# Start of Provided material

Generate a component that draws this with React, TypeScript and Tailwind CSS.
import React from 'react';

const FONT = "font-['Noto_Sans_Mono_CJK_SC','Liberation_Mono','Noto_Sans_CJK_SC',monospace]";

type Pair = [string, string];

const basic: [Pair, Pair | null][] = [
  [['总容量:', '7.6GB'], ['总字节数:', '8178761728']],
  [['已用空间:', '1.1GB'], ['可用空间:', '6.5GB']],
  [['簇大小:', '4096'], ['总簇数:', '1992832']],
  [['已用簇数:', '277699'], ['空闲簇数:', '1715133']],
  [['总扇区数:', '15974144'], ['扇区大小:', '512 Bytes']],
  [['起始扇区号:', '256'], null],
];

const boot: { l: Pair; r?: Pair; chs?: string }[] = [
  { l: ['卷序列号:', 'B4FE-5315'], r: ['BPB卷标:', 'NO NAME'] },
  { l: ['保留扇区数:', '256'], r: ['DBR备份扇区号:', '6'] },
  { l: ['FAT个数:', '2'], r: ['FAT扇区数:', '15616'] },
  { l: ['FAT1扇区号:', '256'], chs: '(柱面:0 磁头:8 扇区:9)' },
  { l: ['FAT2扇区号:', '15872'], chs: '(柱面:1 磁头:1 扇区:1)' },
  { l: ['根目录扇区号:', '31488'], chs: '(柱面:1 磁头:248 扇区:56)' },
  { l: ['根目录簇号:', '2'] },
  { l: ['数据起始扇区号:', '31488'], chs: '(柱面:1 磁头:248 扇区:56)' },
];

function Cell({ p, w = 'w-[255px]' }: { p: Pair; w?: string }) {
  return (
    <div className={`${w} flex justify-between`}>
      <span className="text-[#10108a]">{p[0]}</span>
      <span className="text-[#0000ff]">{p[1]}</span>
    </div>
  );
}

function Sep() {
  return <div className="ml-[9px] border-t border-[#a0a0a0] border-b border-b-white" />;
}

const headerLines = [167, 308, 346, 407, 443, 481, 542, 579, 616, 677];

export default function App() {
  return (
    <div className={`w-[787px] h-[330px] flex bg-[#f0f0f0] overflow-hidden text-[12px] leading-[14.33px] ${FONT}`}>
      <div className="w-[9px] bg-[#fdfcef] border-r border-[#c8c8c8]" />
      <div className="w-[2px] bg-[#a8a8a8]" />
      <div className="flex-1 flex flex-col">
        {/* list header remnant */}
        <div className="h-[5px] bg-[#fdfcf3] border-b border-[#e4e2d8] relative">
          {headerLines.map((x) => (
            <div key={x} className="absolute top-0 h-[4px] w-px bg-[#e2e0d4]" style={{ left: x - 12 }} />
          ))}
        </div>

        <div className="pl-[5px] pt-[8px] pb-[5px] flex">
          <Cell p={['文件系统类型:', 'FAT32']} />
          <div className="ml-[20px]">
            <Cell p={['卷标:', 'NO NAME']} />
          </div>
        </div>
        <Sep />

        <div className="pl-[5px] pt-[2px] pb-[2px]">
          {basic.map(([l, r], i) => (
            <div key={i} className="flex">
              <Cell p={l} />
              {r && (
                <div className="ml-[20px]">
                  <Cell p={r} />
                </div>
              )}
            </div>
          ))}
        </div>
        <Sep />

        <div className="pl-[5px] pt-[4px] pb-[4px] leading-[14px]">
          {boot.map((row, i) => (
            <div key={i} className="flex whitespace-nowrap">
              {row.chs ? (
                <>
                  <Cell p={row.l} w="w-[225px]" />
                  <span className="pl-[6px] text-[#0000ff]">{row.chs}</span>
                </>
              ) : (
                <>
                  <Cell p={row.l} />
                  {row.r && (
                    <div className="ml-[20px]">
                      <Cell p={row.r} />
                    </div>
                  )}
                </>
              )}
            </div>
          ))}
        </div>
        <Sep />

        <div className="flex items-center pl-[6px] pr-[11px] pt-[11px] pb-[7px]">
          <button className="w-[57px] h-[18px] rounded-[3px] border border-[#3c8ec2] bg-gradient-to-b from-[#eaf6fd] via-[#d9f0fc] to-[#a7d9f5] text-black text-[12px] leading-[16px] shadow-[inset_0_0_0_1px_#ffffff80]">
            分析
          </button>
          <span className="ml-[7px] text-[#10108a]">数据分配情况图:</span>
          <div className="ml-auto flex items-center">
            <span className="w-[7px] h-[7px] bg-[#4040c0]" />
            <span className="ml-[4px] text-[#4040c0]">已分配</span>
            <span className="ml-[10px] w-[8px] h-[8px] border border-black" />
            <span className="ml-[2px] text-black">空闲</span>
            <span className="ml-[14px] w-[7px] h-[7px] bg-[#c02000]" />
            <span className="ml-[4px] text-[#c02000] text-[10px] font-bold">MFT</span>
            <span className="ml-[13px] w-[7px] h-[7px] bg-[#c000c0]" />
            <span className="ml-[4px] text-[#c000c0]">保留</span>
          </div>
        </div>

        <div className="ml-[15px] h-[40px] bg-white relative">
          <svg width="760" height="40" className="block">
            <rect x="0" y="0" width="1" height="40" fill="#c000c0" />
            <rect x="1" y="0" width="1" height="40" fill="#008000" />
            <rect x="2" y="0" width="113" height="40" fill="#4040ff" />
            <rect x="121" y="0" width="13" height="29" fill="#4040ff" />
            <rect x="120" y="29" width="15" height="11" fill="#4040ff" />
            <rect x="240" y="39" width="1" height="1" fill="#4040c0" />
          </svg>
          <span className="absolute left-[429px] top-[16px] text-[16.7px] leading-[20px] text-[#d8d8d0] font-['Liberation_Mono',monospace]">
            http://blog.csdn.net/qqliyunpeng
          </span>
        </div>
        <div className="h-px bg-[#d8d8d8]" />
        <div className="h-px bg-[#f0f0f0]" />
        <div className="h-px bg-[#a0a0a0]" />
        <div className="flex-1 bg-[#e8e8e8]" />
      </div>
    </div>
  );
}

# End of Provided material

**Requirements:**
Write out, exactly and with nothing else, the lines of the listing above from its first line through the line with "type Pair = [string, string];".

**Result below:**
Generate a component that draws this with React, TypeScript and Tailwind CSS.
import React from 'react';

const FONT = "font-['Noto_Sans_Mono_CJK_SC','Liberation_Mono','Noto_Sans_CJK_SC',monospace]";

type Pair = [string, string];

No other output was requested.